[THE PROBLEM]:
Reproduce nothing but the lines from the start of the material through the line that includes "provést pomocí PayPal.'", both ends included, and omit every picture.

[MATERIAL]:
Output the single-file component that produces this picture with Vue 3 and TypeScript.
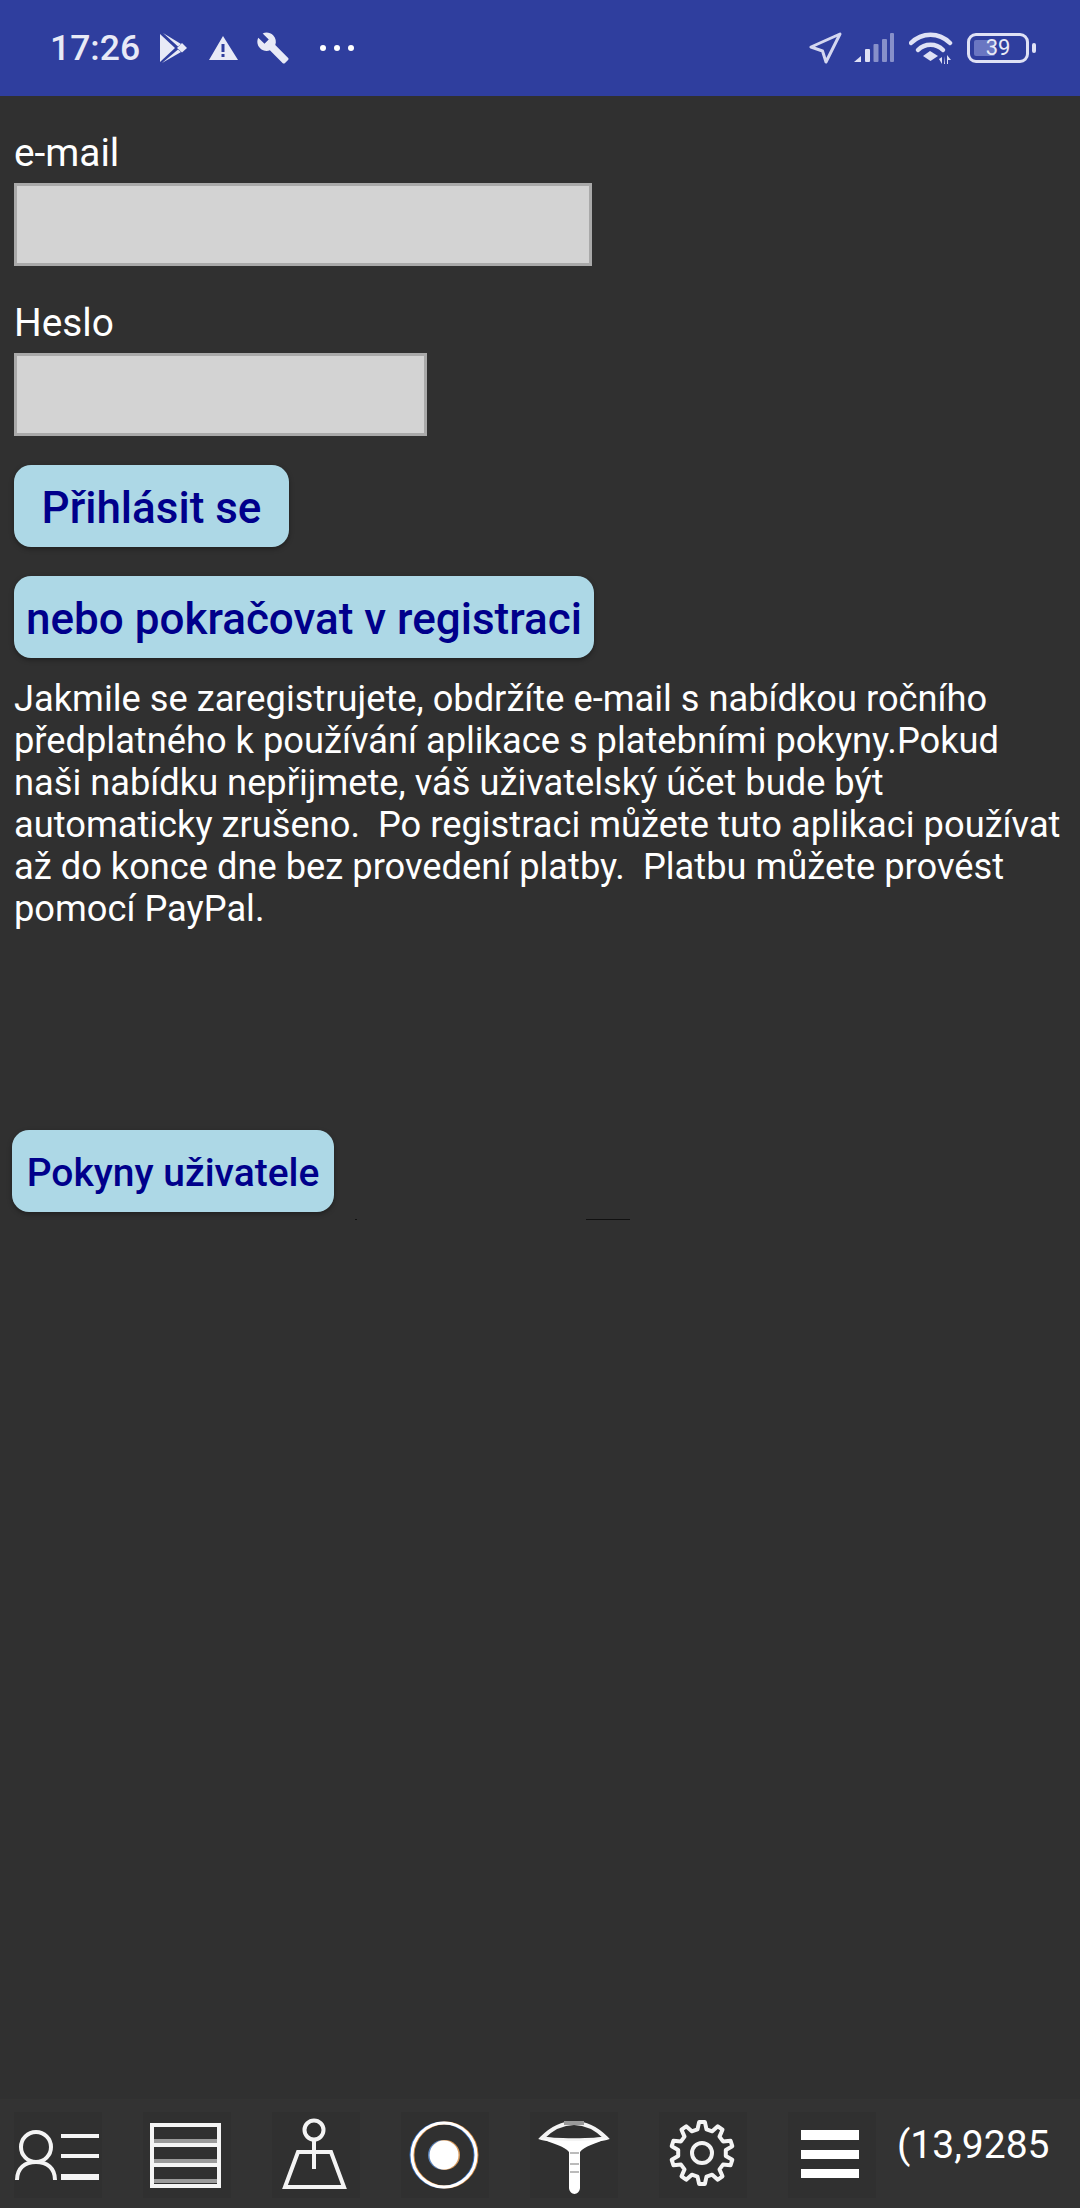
<script setup lang="ts">
const info =
  'Jakmile se zaregistrujete, obdržíte e-mail s nabídkou ročního předplatného k používání aplikace s platebními pokyny.Pokud naši nabídku nepřijmete, váš uživatelský účet bude být automaticky zrušeno.  Po registraci můžete tuto aplikaci používat až do konce dne bez provedení platby.  Platbu můžete provést pomocí PayPal.'

// gear outline, 10 teeth
function gearPath(cx: number, cy: number, outer: number, inner: number, teeth: number): string {
  const pts: string[] = []
  for (let i = 0; i < teeth; i++) {
    const step = (Math.PI * 2) / teeth
    const a = i * step - Math.PI / 2
    const list: [number, number][] = [
      [a - step * 0.3, inner],
      [a - step * 0.15, outer],
      [a + step * 0.15, outer],
      [a + step * 0.3, inner],
    ]
    for (const [ang, r] of list) {
      pts.push(`${(cx + Math.cos(ang) * r).toFixed(1)} ${(cy + Math.sin(ang) * r).toFixed(1)}`)
    }
  }
  return 'M' + pts.join('L') + 'Z'
}
const gear = gearPath(43, 41, 31, 24, 10)
</script>

<template>
  <div class="page">
    <header class="status">
      <div class="status-left">
        <span class="time">17:26</span>
        <svg class="play" width="27" height="30" viewBox="0 0 27 30">
          <path d="M0 1 15 15 0 29Z" />
          <path d="M3 0 21 11 18 13.500Z" />
          <path d="M2 30 21 19 18 16.500Z" />
          <path d="M17 15 22 10 27 15 22 19.500Z" />
        </svg>
        <svg class="warn" width="29" height="24" viewBox="0 0 29 24">
          <path fill-rule="evenodd" d="M14 0 29 24H0ZM12.500 8v8h3V8ZM12.500 18v3h3v-3Z" />
        </svg>
        <svg class="wrench" width="34" height="34" viewBox="0 0 24 24">
          <path d="M22.700 19l-9.100-9.100c.9-2.300.4-5-1.500-6.900-2-2-5-2.400-7.400-1.300L9 6 6 9 1.600 4.700C.4 7.100.9 10.100 2.900 12.100c1.900 1.900 4.600 2.400 6.900 1.500l9.100 9.100c.4.4 1 .4 1.400 0l2.300-2.300c.5-.4.5-1.100.1-1.400z" />
        </svg>
        <svg class="dots" width="34" height="8" viewBox="0 0 34 8">
          <circle cx="3" cy="4" r="3" />
          <circle cx="17" cy="4" r="3" />
          <circle cx="31" cy="4" r="3" />
        </svg>
      </div>
      <div class="status-right">
        <svg width="33" height="32" viewBox="0 0 33 32" class="nav">
          <path d="M2 15 31 2 17 30 13.500 19Z" />
        </svg>
        <svg class="signal" width="40" height="30" viewBox="0 0 40 30">
          <path d="M0 29 7 23V29Z" />
          <rect x="11" y="16" width="5" height="13" rx="1" />
          <rect x="19.500" y="11" width="5" height="18" rx="1" opacity=".5" />
          <rect x="28" y="6" width="5" height="23" rx="1" opacity=".5" />
          <rect x="36" y="0" width="4" height="29" rx="1" opacity=".5" />
        </svg>
        <svg class="wifi" width="44" height="34" viewBox="0 0 44 34">
          <path class="arc" d="M2 12C13 1 30 1 41 12" />
          <path class="arc" d="M9 19C16 12 27 12 34 19" />
          <path d="M14 25 21 20 29 25 21.500 30Z" />
          <path d="M33 33V26L30 28ZM36 25V33H35ZM38 33V24L42 29H39V33Z" />
        </svg>
        <div class="battery">
          <div class="battery-body">
            <span class="battery-fill"></span>
            <span class="battery-num">39</span>
          </div>
          <span class="battery-nub"></span>
        </div>
      </div>
    </header>

    <main class="content">
      <label class="label first">e-mail</label>
      <input class="field email" type="text" />
      <label class="label">Heslo</label>
      <input class="field password" type="password" />
      <button class="btn login">Přihlásit se</button>
      <button class="btn register">nebo pokračovat v registraci</button>
      <p class="info">{{ info }}</p>
      <button class="btn guide">Pokyny uživatele</button>
      <div class="specks">
        <span class="speck-dot"></span>
        <span class="speck-line"></span>
      </div>
    </main>

    <footer class="toolbar">
      <div class="tool">
        <svg width="88" height="88" viewBox="0 0 88 88">
          <circle class="ln" cx="22" cy="35" r="15" />
          <path class="ln" d="M3 68C3 56 11 50 22 50 33 50 41 56 41 68" />
          <path class="ln" d="M47 24H85M47 44H85" />
          <path class="ln thick" d="M47 65H85" />
        </svg>
      </div>
      <div class="tool">
        <svg width="88" height="88" viewBox="0 0 88 88">
          <path class="grey" d="M10 29H75M10 49H75M10 69H75" />
          <rect class="ln" x="9" y="13" width="67" height="61" />
          <path class="ln" d="M9 33H76M9 53H76" />
        </svg>
      </div>
      <div class="tool">
        <svg width="88" height="88" viewBox="0 0 88 88">
          <circle class="ln" cx="42" cy="18" r="9.500" />
          <path class="ln" d="M42 28V57" />
          <path class="ln" d="M13 75 26 40H59L72 75Z" />
        </svg>
      </div>
      <div class="tool">
        <svg width="88" height="88" viewBox="0 0 88 88">
          <circle class="ring blue" cx="42" cy="43" r="32" />
          <circle class="ring orange" cx="44" cy="43" r="32" />
          <circle class="ring" cx="43" cy="43" r="32" />
          <circle cx="42" cy="43" r="15" fill="#5a86c0" />
          <circle cx="44" cy="43" r="15" fill="#d69a5c" />
          <circle cx="43" cy="43" r="14.500" fill="#fff" />
        </svg>
      </div>
      <div class="tool">
        <svg width="88" height="88" viewBox="0 0 88 88">
          <path class="ln" d="M12 26C22 16 33 11 44 11 55 11 66 16 76 26 66 29 22 29 12 26Z" />
          <path class="grey" d="M34 11H54" />
          <path d="M11 26C24 30 64 30 77 26 66 32 54 34 50 40V76C50 79 47 82 44.500 82 42 82 39 79 39 76V40C35 34 22 32 11 26Z" fill="#fff" />
          <path class="grey mark" d="M40 41H49M40 52H49M40 60H49" />
        </svg>
      </div>
      <div class="tool">
        <svg width="88" height="88" viewBox="0 0 88 88">
          <path class="ln" :d="gear" stroke-linejoin="round" />
          <circle class="ln" cx="43" cy="41" r="10" />
        </svg>
      </div>
      <div class="tool">
        <svg width="88" height="88" viewBox="0 0 88 88">
          <rect x="13" y="18" width="58" height="10" fill="#fff" />
          <rect x="13" y="38" width="58" height="9" fill="#fff" />
          <rect x="13" y="57" width="58" height="9" fill="#fff" />
        </svg>
      </div>
      <span class="coords">(13,9285</span>
    </footer>
  </div>
</template>

<style>
html,
body {
  margin: 0;
  background: #303030;
}
</style>

<style scoped>
.page {
  width: 1080px;
  height: 2208px;
  display: flex;
  flex-direction: column;
  background: #303030;
  font-family: Roboto, "Liberation Sans", sans-serif;
  overflow: hidden;
}

.status {
  height: 96px;
  flex: none;
  background: #2f3e9e;
  display: flex;
  justify-content: space-between;
  align-items: center;
  box-sizing: border-box;
  padding: 0 44px 0 50px;
}

.status svg {
  display: block;
  fill: #e8eaf6;
}

.status-left,
.status-right {
  display: flex;
  align-items: center;
}

.time {
  width: 89px;
  color: #e8eaf6;
  font-size: 35.500px;
  font-weight: 500;
}

.play {
  margin-left: 21px;
}
.warn {
  margin-left: 22px;
}
.wrench {
  margin-left: 18px;
}
.dots {
  margin-left: 30px;
}
.dots circle {
  fill: #fff;
}

.status .nav {
  fill: none;
}
.nav path {
  fill: none;
  stroke: #d4d7f0;
  stroke-width: 3;
  stroke-linejoin: round;
}

.status .signal {
  fill: #dfe1f5;
  margin-left: 12px;
}

.status .wifi {
  fill: #dfe1f5;
  margin-left: 15px;
}
.wifi .arc {
  fill: none;
  stroke: #dfe1f5;
  stroke-width: 4.500;
  stroke-linecap: round;
}

.battery {
  margin-left: 14px;
  display: flex;
  align-items: center;
}
.battery-body {
  width: 62px;
  height: 30px;
  box-sizing: border-box;
  border: 3px solid #dfe1f5;
  border-radius: 9px;
  display: flex;
  align-items: center;
  justify-content: center;
  position: relative;
}
.battery-fill {
  position: absolute;
  left: 4px;
  top: 4px;
  bottom: 4px;
  width: 21px;
  background: #6a76c2;
  border-radius: 2px;
}
.battery-num {
  position: relative;
  color: #e8eaf6;
  font-size: 22px;
  line-height: 1;
}
.battery-nub {
  width: 4px;
  height: 10px;
  margin-left: 3px;
  background: #dfe1f5;
  border-radius: 2px;
}

.content {
  flex: 1;
  display: flex;
  flex-direction: column;
  align-items: flex-start;
  padding: 0 14px;
}

.label {
  color: #fff;
  font-size: 38.800px;
  line-height: 44px;
  margin-top: 35px;
  margin-bottom: 8px;
}

.field {
  display: block;
  height: 83px;
  box-sizing: border-box;
  border: 3px solid #a9a9a9;
  background: #d3d3d3;
  border-radius: 0;
  margin: 0;
  padding: 0;
  outline: none;
}
.email {
  width: 578px;
}
.password {
  width: 413px;
}

.btn {
  height: 82px;
  box-sizing: border-box;
  border: none;
  border-radius: 17px;
  background: #add8e6;
  color: #00008b;
  font-family: inherit;
  font-weight: 500;
  font-size: 44px;
  padding: 3px 0 0;
  margin: 29px 0 0;
  box-shadow: 0 2px 5px rgba(0, 0, 0, 0.35);
}
.login {
  width: 275px;
}
.register {
  width: 580px;
}
.guide {
  width: 322px;
  margin: 200px 0 0 -2px;
  font-size: 39px;
}

.info {
  margin: 20px 0 0;
  color: #fff;
  font-size: 36.250px;
  line-height: 42px;
  white-space: pre-wrap;
  width: 1055px;
}

.specks {
  display: flex;
  align-items: center;
  height: 1px;
  margin-top: 7px;
}
.speck-dot {
  width: 2px;
  height: 1px;
  margin-left: 341px;
  background: #111;
}
.speck-line {
  width: 44px;
  height: 1px;
  margin-left: 229px;
  background: #111;
}

.toolbar {
  height: 109px;
  flex: none;
  background: #333333;
  box-sizing: border-box;
  padding: 13px 0 10px 14px;
  display: flex;
  align-items: flex-start;
  gap: 41px;
}

.tool {
  width: 88px;
  height: 86px;
  flex: none;
  background: #303030;
  overflow: hidden;
}
.tool svg {
  display: block;
  filter: blur(0.6px);
}

.ln {
  fill: none;
  stroke: #f4f4f4;
  stroke-width: 4;
}
.ln.thick {
  stroke-width: 6;
}
.grey {
  fill: none;
  stroke: #9a9a9a;
  stroke-width: 4;
}
.grey.mark {
  stroke-width: 2;
  stroke: #bbb;
}
.ring {
  fill: none;
  stroke: #fff;
  stroke-width: 3;
}
.ring.blue {
  stroke: #2f6fc4;
}
.ring.orange {
  stroke: #d98a3c;
}

.coords {
  margin-left: -20px;
  color: #fff;
  font-size: 39px;
  line-height: 66px;
  white-space: nowrap;
}
</style>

[RESULT FOR THIS EXERCISE]:
Output the single-file component that produces this picture with Vue 3 and TypeScript.
<script setup lang="ts">
const info =
  'Jakmile se zaregistrujete, obdržíte e-mail s nabídkou ročního předplatného k používání aplikace s platebními pokyny.Pokud naši nabídku nepřijmete, váš uživatelský účet bude být automaticky zrušeno.  Po registraci můžete tuto aplikaci používat až do konce dne bez provedení platby.  Platbu můžete provést pomocí PayPal.'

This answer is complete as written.